A three-time All-American at Penn State from 1947 to 1949, he won an NCAA 2-mile championship in 1949. Ashenfelter graduated with a bachelor’s degree in physical education that same year.

“We all carry heavy hearts with the passing of Horace Ashenfelter,” said Penn State track and field head coach John Gondak in a statement. “He was an amazing person that I was honored to have visited with a handful of times during my years at Penn State. The number of alumni who have reached out to us about his passing shows how important an individual he was to our team, our sport and our university.’ 

At the 1952 Olympic Games in Helsinki, Finland, Ashenfelter, then an FBI agent, surpassed heavily-favored Soviet runner Vladimir Kazantsev in the final lap, claiming the gold medal and setting a world record with a time of 8:45.4. Entering the competition, with the U.S. and Soviet Union in the midst of the Cold War,  Ashenfelter had run the steeplechase only six times while Kazantsev was the unofficial world-record holder.

Ashenfelter remains the only American to hold the world record in the event.

That year, Ashenfelter received the Sullivan Award as the United States’ outstanding amateur athlete and represented the U.S. again at the 1956 Olympics in Melbourne, Australia. He was inducted into the the National Track and Field Hall of Fame in 1975 and Penn State named its multi-sport facility the Horace Ashenfelter III Indoor Track’ in 2001.

Born in Phoenixville, Pa., on Jan. 23, 1923, he competed on the football, basketball, baseball and track teams at Collegeville High School before graduating 1941. He joined the Army Air Corps in 1942 and was a pilot and stateside gunnery instructor, according to the New York Times.

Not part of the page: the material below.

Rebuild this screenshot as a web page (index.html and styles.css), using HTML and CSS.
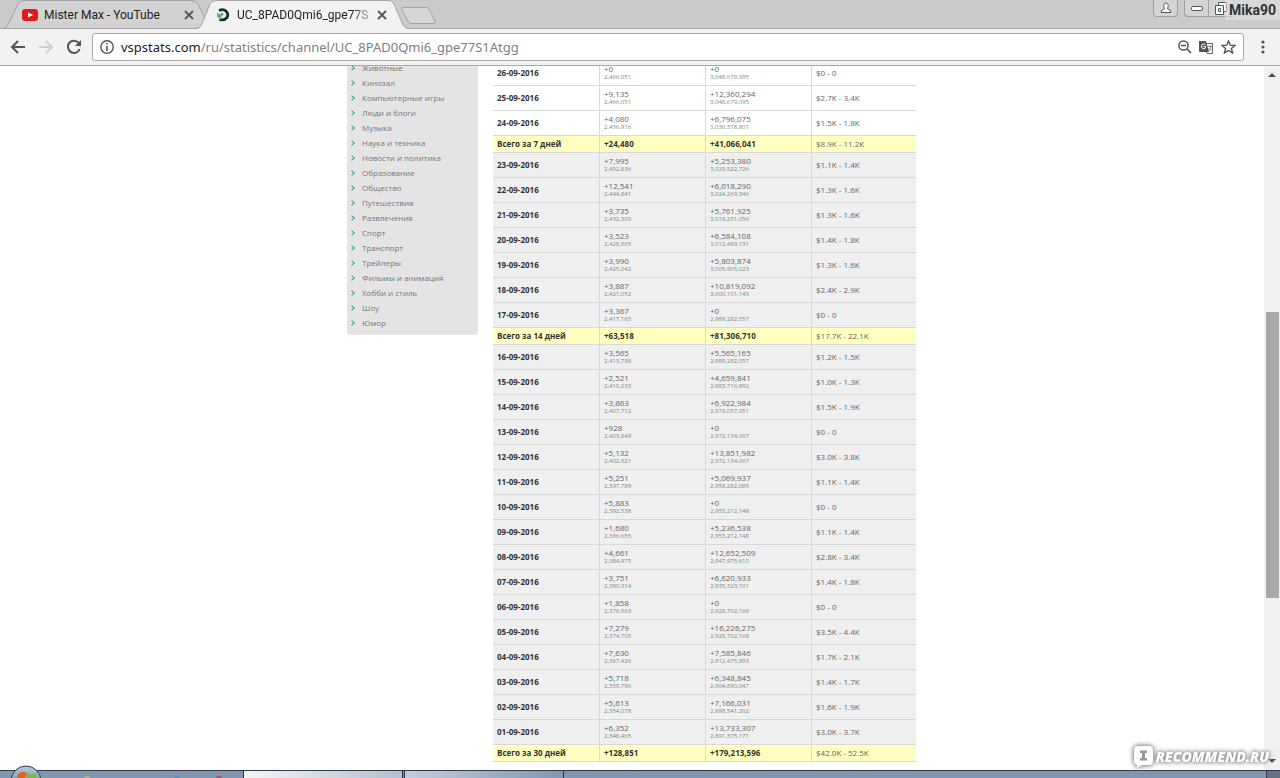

He competed as a runner nationally and internationally from the late 1940s until 1957, winning 17 national indoor and outdoor titles. After graduating from Penn State, he ran for the New York Athletic Club, winning 15 gold medals in Amateur Athletic Union competitions.

After his FBI career, Ashenfelter moved to sales before retiring in 1993. He remained an active runner in the Glen Ridge, N.J. area where he lived.

“Horace will be dearly missed and remembered every day as our team practices and competes in the facility that bears his name,” Gondak said. “Penn State is honored to have the name of one of the greatest amateur athletes of the 20th century linked to our primary facility.”

Ashenfelter is survived by his wife, Lillian, four sons, 12 grandchildren and four great-grandchildren. His grandson William Ashenfelter is currently a sophomore middle distance runner for Penn State.